Reputation: 153
We have discussed the questions below:
But Spark Structured Streaming
was added at Spark2.2, it brings a lot of changes for streaming, and it is outstanding.
Can we say Spark Strutured Streaming
is a streaming processing, or still batch processing?
Now what is the big difference between Apache Flink
and Apache Spark Structured Streaming
?
Upvotes: 14
Views: 8508
Reputation: 16076
Currently:
Spark Structured Streaming has still microbatches used in background. However, it supports event-time processing, quite low latency (but not as low as Flink), supports SQL and type-safe queries on the streams in one API; no distinction, every Dataset can be queried both with SQL or with typesafe operators. It has end-to-end exactly-one semantics (at least they says it ;) ).

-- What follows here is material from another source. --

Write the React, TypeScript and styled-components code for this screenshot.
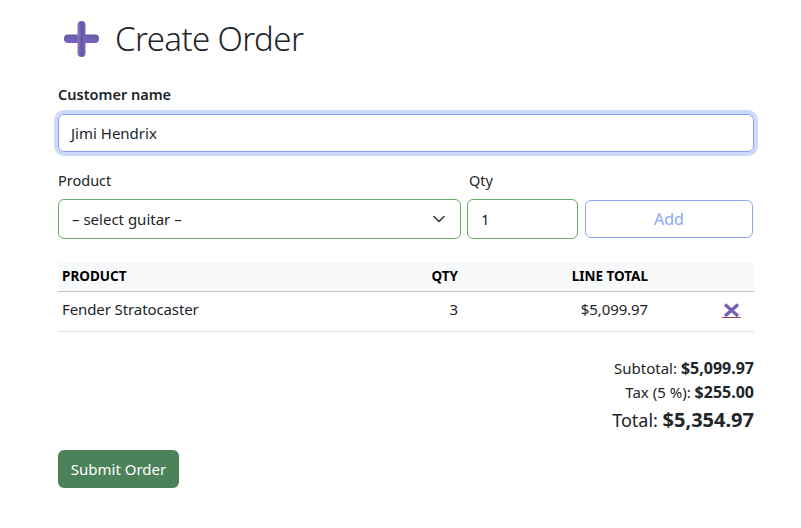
import React from "react";
import styled, { createGlobalStyle } from "styled-components";

const Global = createGlobalStyle`
  html, body { margin: 0; padding: 0; background: #fff; }
  body { font-family: "Noto Sans", "Open Sans", sans-serif; font-size: 15px; color: #212529; }
  * { box-sizing: border-box; }
`;

const Page = styled.div`
  width: 696px;
  margin-left: 58px;
  padding-top: 13px;
`;
const Title = styled.h1`
  display: flex;
  align-items: center;
  gap: 16px;
  margin: 0 0 19px 6px;
  height: 52px;
  font-size: 33px;
  letter-spacing: -0.6px;
  font-weight: 300;
  line-height: 52px;
  color: #212529;
`;
const Label = styled.label<{ $bold?: boolean }>`
  display: block;
  font-size: 14.5px;
  line-height: 20px;
  font-weight: ${(p) => (p.$bold ? 600 : 400)};
  margin-bottom: 10px;
`;
const NameInput = styled.div`
  height: 38px;
  border: 1px solid #86a0f0;
  border-radius: 6px;
  box-shadow: 0 0 0 4px #cdd9fb;
  padding: 0 12px;
  display: flex;
  align-items: center;
  font-size: 15px;
  margin-bottom: 18px;
`;
const AddGrid = styled.div`
  display: grid;
  grid-template-columns: 403px 111px 1fr;
  column-gap: 6px;
  align-items: center;
  margin-bottom: 23px;
`;
const GridLabel = styled(Label)<{ $inset?: boolean }>`
  margin-bottom: 9px;
  padding-left: ${(p) => (p.$inset ? "2px" : "0")};
`;
const Field = styled.div`
  height: 40px;
  border: 1px solid #68ad6a;
  border-radius: 6px;
  padding: 0 13px;
  display: flex;
  align-items: center;
  justify-content: space-between;
  font-size: 15px;
  color: #212529;
`;
const AddButton = styled.div`
  height: 38px;
  margin: 0 1px;
  border: 1px solid #8ea6f5;
  border-radius: 6px;
  color: #8ea6f5;
  font-size: 16px;
  display: flex;
  align-items: center;
  justify-content: center;
`;
const Table = styled.table`
  width: 696px;
  border-collapse: collapse;
  table-layout: fixed;
  margin-bottom: 24px;
`;
const Th = styled.th<{ $w: number; $right?: boolean }>`
  width: ${(p) => p.$w}px;
  height: 29px;
  padding: 0 4px;
  background: #f8f9fa;
  border-bottom: 1px solid #c6c7c8;
  text-align: ${(p) => (p.$right ? "right" : "left")};
  font-size: 13.5px;
  font-weight: 700;
  color: #000;
`;
const Td = styled.td<{ $right?: boolean }>`
  height: 40px;
  padding: 0 4px 5px;
  border-bottom: 1px solid #dee2e6;
  text-align: ${(p) => (p.$right ? "right" : "left")};
  font-size: 15px;
  letter-spacing: -0.1px;
`;
const IconCell = styled(Td)`
  padding: 0;
  text-align: left;
`;
const RemoveIcon = styled.svg`
  display: block;
  margin-left: 70px;
`;
const Totals = styled.div`
  text-align: right;
  margin-bottom: 14px;
`;
const TotalLine = styled.div<{ $big?: boolean }>`
  font-size: ${(p) => (p.$big ? "18px" : "15px")};
  line-height: ${(p) => (p.$big ? "32px" : "24px")};
  b { font-weight: 700; font-size: ${(p) => (p.$big ? "20px" : "16px")}; }
`;
const Submit = styled.div`
  display: inline-flex;
  align-items: center;
  justify-content: center;
  width: 121px;
  height: 38px;
  border-radius: 6px;
  background: #4c8259;
  color: #fff;
  font-size: 15px;
`;
const PlusIcon = styled.svg`
  margin-top: -1px;
`;

export default function App() {
  return (
    <Page>
      <Global />
      <Title>
        <PlusIcon width="35" height="36" viewBox="0 0 35 36">
          <defs>
            <linearGradient id="v" x1="0" x2="1" y1="0" y2="0">
              <stop offset="0" stopColor="#8c7cc8" />
              <stop offset="0.5" stopColor="#62589c" />
              <stop offset="1" stopColor="#7f62c8" />
            </linearGradient>
            <linearGradient id="h" x1="0" x2="0" y1="0" y2="1">
              <stop offset="0" stopColor="#655c9e" />
              <stop offset="0.6" stopColor="#6f62b4" />
              <stop offset="1" stopColor="#7f5ccc" />
            </linearGradient>
          </defs>
          <rect x="0" y="13.5" width="35" height="8.5" rx="4" fill="url(#h)" />
          <rect x="13.5" y="0" width="8" height="36" rx="4" fill="url(#v)" />
        </PlusIcon>
        Create Order
      </Title>
      <Label $bold>Customer name</Label>
      <NameInput>Jimi Hendrix</NameInput>
      <AddGrid>
        <GridLabel>Product</GridLabel>
        <GridLabel $inset>Qty</GridLabel>
        <span />
        <Field>
          – select guitar –
          <svg width="16" height="16" viewBox="0 0 16 16" fill="none" stroke="#343a40" strokeWidth="1.6" strokeLinecap="round" strokeLinejoin="round">
            <path d="M3 5.5l5 5 5-5" />
          </svg>
        </Field>
        <Field>1</Field>
        <AddButton>Add</AddButton>
      </AddGrid>
      <Table>
        <thead>
          <tr>
            <Th $w={304}>PRODUCT</Th>
            <Th $w={100} $right>QTY</Th>
            <Th $w={190} $right>LINE TOTAL</Th>
            <Th $w={102} />
          </tr>
        </thead>
        <tbody>
          <tr>
            <Td>Fender Stratocaster</Td>
            <Td $right>3</Td>
            <Td $right>$5,099.97</Td>
            <IconCell>
              <RemoveIcon width="19" height="16" viewBox="0 0 19 16">
                <path d="M3 1.5l13 11.5M16 1.5L3 13" stroke="#7560b4" strokeWidth="3.4" fill="none" />
                <path d="M0 14.5h19" stroke="#a0445c" strokeWidth="1" />
              </RemoveIcon>
            </IconCell>
          </tr>
        </tbody>
      </Table>
      <Totals>
        <TotalLine>Subtotal: <b>$5,099.97</b></TotalLine>
        <TotalLine>Tax (5 %): <b>$255.00</b></TotalLine>
        <TotalLine $big>Total: <b>$5,354.97</b></TotalLine>
      </Totals>
      <Submit>Submit Order</Submit>
    </Page>
  );
}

The throughput is better than in Flink (there were some benchmarks with different results, but look at Databricks post about the results).
In near future:
Spark Continous Processing Mode is in progress and it will give Spark ~1ms latency, comparable to those from Flink. However, as I said, it's still in progress. The API is ready for non-batch jobs, so it's easier to do than in previous Spark Streaming.
The main difference:
Spark relies on micro-batching now and Flink is has pre-scheduled operators. That means, Flink's latency is lower, but Spark Community works on Continous Processing Mode, which will work similar (as far as I understand) to receivers.
Upvotes: 8